The Department received a number of comments, including comments submitted by Demos and the AFL-CIO, expressing support for the Department's proposed prohibition on waiver of rights. The Department did not receive any comments opposing this provision. Section 10.7 of this part is adopted as proposed.
Subpart B—Federal Government Requirements
In the NPRM, the Department proposed subpart B of part 10 to establish the requirements for the Federal Government to implement and comply with Executive Order 13658. The Department proposed §10.11 to address contracting agency requirements and proposed §10.12 to address the requirements placed upon the Department.

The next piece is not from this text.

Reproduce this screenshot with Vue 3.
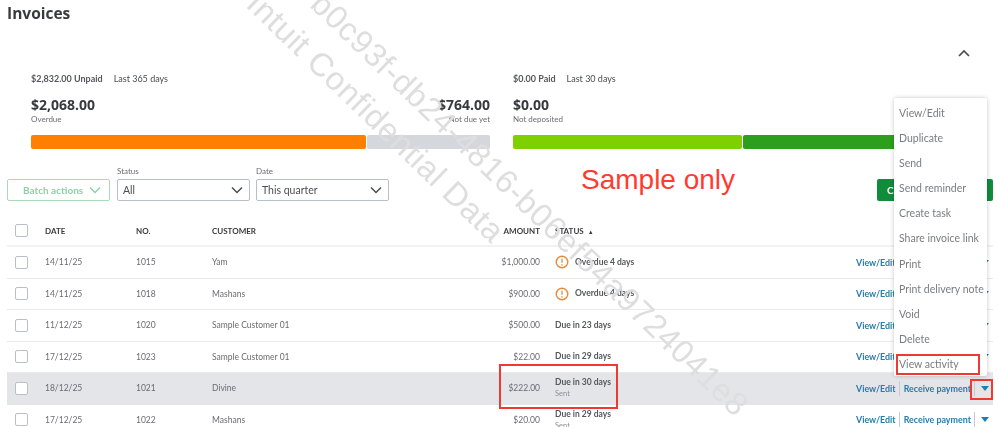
<script setup>
const rows = [
  { date: '14/11/25', no: '1015', customer: 'Yam', amount: '$1,000.00', status: 'Overdue 4 days', overdue: true },
  { date: '14/11/25', no: '1018', customer: 'Mashans', amount: '$900.00', status: 'Overdue 4 days', overdue: true },
  { date: '11/12/25', no: '1020', customer: 'Sample Customer 01', amount: '$500.00', status: 'Due in 23 days' },
  { date: '17/12/25', no: '1023', customer: 'Sample Customer 01', amount: '$22.00', status: 'Due in 29 days' },
  { date: '18/12/25', no: '1021', customer: 'Divine', amount: '$222.00', status: 'Due in 30 days', sub: 'Sent', active: true },
  { date: '17/12/25', no: '1022', customer: 'Mashans', amount: '$20.00', status: 'Due in 29 days', sub: 'Sent' }
]
const menu = ['View/Edit', 'Duplicate', 'Send', 'Send reminder', 'Create task', 'Share invoice link', 'Print', 'Print delivery note', 'Void', 'Delete', 'View activity']
</script>

<template>
  <div class="root">
    <div class="shot">
      <h1 class="title">Invoices</h1>
      <div class="collapse">
        <svg width="14" height="9" viewBox="0 0 14 9"><path d="M2 7l5-5 5 5" fill="none" stroke="#4a4d52" stroke-width="1.7" /></svg>
      </div>

      <section class="money">
        <div class="panel">
          <p class="cap"><b>$2,832.00 Unpaid</b><span>Last 365 days</span></p>
          <div class="figures">
            <div><strong>$2,068.00</strong><small>Overdue</small></div>
            <div class="end"><strong>$764.00</strong><small>Not due yet</small></div>
          </div>
          <div class="bar">
            <i class="orange"></i>
            <i class="grey"></i>
          </div>
        </div>
        <div class="panel">
          <p class="cap"><b>$0.00 Paid</b><span>Last 30 days</span></p>
          <div class="figures">
            <div><strong>$0.00</strong><small>Not deposited</small></div>
          </div>
          <div class="bar">
            <i class="lime"></i>
            <i class="forest"></i>
          </div>
        </div>
      </section>

      <section class="filters">
        <button class="batch">Batch actions
          <svg width="12" height="8" viewBox="0 0 12 8"><path d="M1 1.5l5 5 5-5" fill="none" stroke="#8fd0a5" stroke-width="1.5" /></svg>
        </button>
        <label class="field">
          <span>Status</span>
          <div class="select">All
            <svg width="12" height="8" viewBox="0 0 12 8"><path d="M1 1.5l5 5 5-5" fill="none" stroke="#4a4d52" stroke-width="1.5" /></svg>
          </div>
        </label>
        <label class="field">
          <span>Date</span>
          <div class="select">This quarter
            <svg width="12" height="8" viewBox="0 0 12 8"><path d="M1 1.5l5 5 5-5" fill="none" stroke="#4a4d52" stroke-width="1.5" /></svg>
          </div>
        </label>
        <button class="create">Create invoice</button>
      </section>

      <section class="table">
        <div class="row head">
          <span class="box"></span>
          <span>DATE</span>
          <span>NO.</span>
          <span>CUSTOMER</span>
          <span class="amt">AMOUNT</span>
          <span class="sort">STATUS <em>▲</em></span>
          <span></span>
        </div>
        <div v-for="r in rows" :key="r.no" class="row" :class="{ active: r.active }">
          <span class="box"></span>
          <span>{{ r.date }}</span>
          <span>{{ r.no }}</span>
          <span>{{ r.customer }}</span>
          <span class="amt">{{ r.amount }}</span>
          <div class="status" :class="{ warn: r.overdue }">
            <svg v-if="r.overdue" width="14" height="14" viewBox="0 0 14 14">
              <circle cx="7" cy="7" r="5.8" fill="none" stroke="#e88a3c" stroke-width="1.4" />
              <path d="M7 3.8v4M7 9.2v1.2" stroke="#e88a3c" stroke-width="1.3" />
            </svg>
            <div class="stack">
              <b>{{ r.status }}</b>
              <small v-if="r.sub">{{ r.sub }}</small>
            </div>
          </div>
          <div class="acts">
            <a>View/Edit</a>
            <i></i>
            <a>Receive payment</a>
            <i></i>
            <svg width="8" height="5" viewBox="0 0 8 5"><path d="M0 0h8L4 5z" fill="#1b7fb5" /></svg>
          </div>
        </div>
      </section>

      <div class="watermark one">Intuit Confidential Data</div>
      <div class="watermark two">b0c93f-db24-4816-b06ef54a9724041e8</div>

      <ul class="menu">
        <li v-for="m in menu" :key="m">{{ m }}</li>
      </ul>
    </div>

    <div class="sample">Sample only</div>
    <div class="mark m-amount"></div>
    <div class="mark m-activity"></div>
    <div class="mark m-caret"></div>
  </div>
</template>

<style scoped>
.root {
  position: relative;
  height: 427px;
  overflow: hidden;
  background: #fff;
  font-family: Lato, "Open Sans", sans-serif;
  color: #4a4d52;
}
.shot {
  position: relative;
  height: 427px;
  padding: 0 6px 0 7px;
  box-sizing: border-box;
  filter: blur(0.6px);
}
.title {
  margin: 0;
  padding-top: 3px;
  font: 700 15.5px/20px "Open Sans", sans-serif;
  color: #393a3d;
}
.collapse {
  display: flex;
  justify-content: flex-end;
  padding: 26px 22px 0 0;
  height: 24px;
}
.collapse svg { display: block; }
.money {
  display: grid;
  grid-template-columns: 459px 472px;
  column-gap: 23px;
  padding-left: 24px;
  margin-top: 0;
}
.cap {
  margin: 0;
  font-size: 9px;
  line-height: 12px;
  display: flex;
  gap: 11px;
}
.cap b { font-weight: 700; color: #55585c; }
.figures {
  display: flex;
  justify-content: space-between;
  margin-top: 10px;
  height: 40px;
}
.figures strong {
  display: block;
  font: 700 14px/19px "Open Sans", sans-serif;
  color: #393a3d;
}
.figures small {
  display: block;
  font-size: 8px;
  line-height: 10px;
  color: #6b6c72;
}
.figures .end { text-align: right; }
.bar {
  display: flex;
  gap: 1px;
  height: 14px;
}
.bar i { display: block; border-radius: 2px; }
.orange { width: 335px; background: #ff8000; }
.grey { flex: 1; background: #d4d7dc; }
.lime { width: 229px; background: #7fd000; }
.forest { flex: 1; background: #2ca01c; }
.filters {
  display: flex;
  align-items: flex-end;
  margin-top: 15px;
  height: 37px;
}
.batch {
  width: 103px;
  height: 22px;
  box-sizing: border-box;
  border: 1px solid #a8dcb8;
  border-radius: 2px;
  background: #fff;
  color: #8fd0a5;
  font: 700 10px Lato, sans-serif;
  padding: 0 0 0 15px;
  display: flex;
  align-items: center;
  gap: 6px;
  margin-right: 7px;
}
.field { display: flex; flex-direction: column; width: 133px; margin-right: 6px; }
.field span { font-size: 8px; line-height: 14px; color: #6b6c72; height: 15px; }
.select {
  height: 22px;
  box-sizing: border-box;
  border: 1px solid #babec5;
  border-radius: 2px;
  font-size: 10.5px;
  padding: 0 6px 0 5px;
  display: flex;
  align-items: center;
  justify-content: space-between;
}
.create {
  margin-left: auto;
  width: 116px;
  height: 22px;
  border: 0;
  border-radius: 2px;
  background: #108c3b;
  color: #fff;
  font: 700 10px Lato, sans-serif;
  text-align: left;
  padding-left: 10px;
}
.table { margin-top: 15px; }
.row {
  display: grid;
  grid-template-columns: 38px 91px 76px 228px 100px 316px 1fr;
  align-items: center;
  height: 31.5px;
  box-sizing: border-box;
  border-bottom: 1px solid #e9eaec;
  font-size: 8.5px;
  color: #6b6c72;
}
.row.head {
  height: 31px;
  font-size: 8px;
  font-weight: 700;
  color: #393a3d;
  border-bottom-width: 2px;
  border-bottom-color: #f1f2f3;
}
.row.active { background: #e3e5e8; border-bottom-color: #e3e5e8; }
.box {
  display: block;
  width: 13px;
  height: 13px;
  margin-left: 8px;
  box-sizing: border-box;
  border: 1px solid #babec5;
  border-radius: 2px;
  background: #fff;
}
.amt { text-align: right; }
.sort { padding-left: 15px; }
.sort em { font-style: normal; font-size: 6px; margin-left: 2px; }
.status {
  padding-left: 15px;
  display: flex;
  align-items: center;
  gap: 6px;
  color: #393a3d;
}
.stack { display: flex; flex-direction: column; }
.stack b { font-weight: 700; line-height: 11px; color: #55585c; }
.stack small { font-size: 7.5px; line-height: 11px; color: #8d9096; }
.acts {
  display: flex;
  align-items: center;
  color: #2a7ba8;
  font-weight: 700;
  font-size: 8.9px;
  white-space: nowrap;
}
.acts i { width: 1px; height: 15px; background: #c8cbd0; margin: 0 4px 0 3px; }
.acts svg { margin-left: 2px; }
.watermark {
  position: absolute;
  font: 32.5px "Liberation Sans", sans-serif;
  color: #dedede;
  white-space: nowrap;
  transform-origin: 0 50%;
  transform: rotate(44deg);
  letter-spacing: 0.6px;
}
.one { left: 252px; top: -20px; }
.two { left: 316px; top: -20px; }
.menu {
  position: absolute;
  left: 894px;
  top: 98px;
  width: 93px;
  height: 278px;
  box-sizing: border-box;
  margin: 0;
  padding: 3px 0 0 5px;
  list-style: none;
  background: #fff;
  border-radius: 2px;
  box-shadow: 0 0 4px rgba(0, 0, 0, 0.22);
  font-size: 10.5px;
  color: #7a7c80;
}
.menu li { height: 25.1px; line-height: 25.1px; white-space: nowrap; }
.sample {
  position: absolute;
  left: 581px;
  top: 163px;
  font: 28px/34px "Liberation Sans", sans-serif;
  color: #ff3b30;
}
.mark {
  position: absolute;
  box-sizing: border-box;
  border: 2px solid #ee3a32;
}
.m-amount { left: 499px; top: 364px; width: 119px; height: 45px; }
.m-activity { left: 896px; top: 354px; width: 84px; height: 21px; }
.m-caret { left: 970px; top: 379px; width: 23px; height: 21px; }
</style>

Section 10.11 Contracting Agency Requirements
Proposed §10.11(a) implemented section 2 of Executive Order 13658, which directs that executive departments and agencies must include a contract clause in any new contracts or solicitations for contracts covered by the Executive Order. 79 FR 34580. The proposed section described the basic function of the contract clause, which is to require that workers performing work on or in connection with covered contracts be paid the applicable Executive Order minimum wage. The proposed section stated that for all contracts subject to Executive Order 13658, except for procurement contracts subject to the FAR, the contracting agency must include the Executive Order minimum wage contract clause set forth in Appendix A of this part in all covered contracts and solicitations for such contracts, as described in §10.3. It further stated that the required contract clause directs, as a condition of payment, that all workers performing work on or in connection with covered contracts must be paid the applicable, currently effective minimum wage under Executive Order 13658 and §10.5. The proposed section additionally provided that for procurement contracts subject to the FAR, contracting agencies must use the clause that will be set forth in the FAR to implement this rule. The FAR clause will accomplish the same purposes as the clause set forth in Appendix A and be consistent with the requirements set forth in this rule.
Two commenters, the NILG and the EEAC, requested that the Department allow for incorporation of the contract clause by reference. The NILG suggested that the length of the clause rendered it burdensome and environmentally unfriendly to incorporate in its entirety, while the EEAC asserted that “the utility of including such a detailed clause in each and every contract and contract-like instrument is questionable.”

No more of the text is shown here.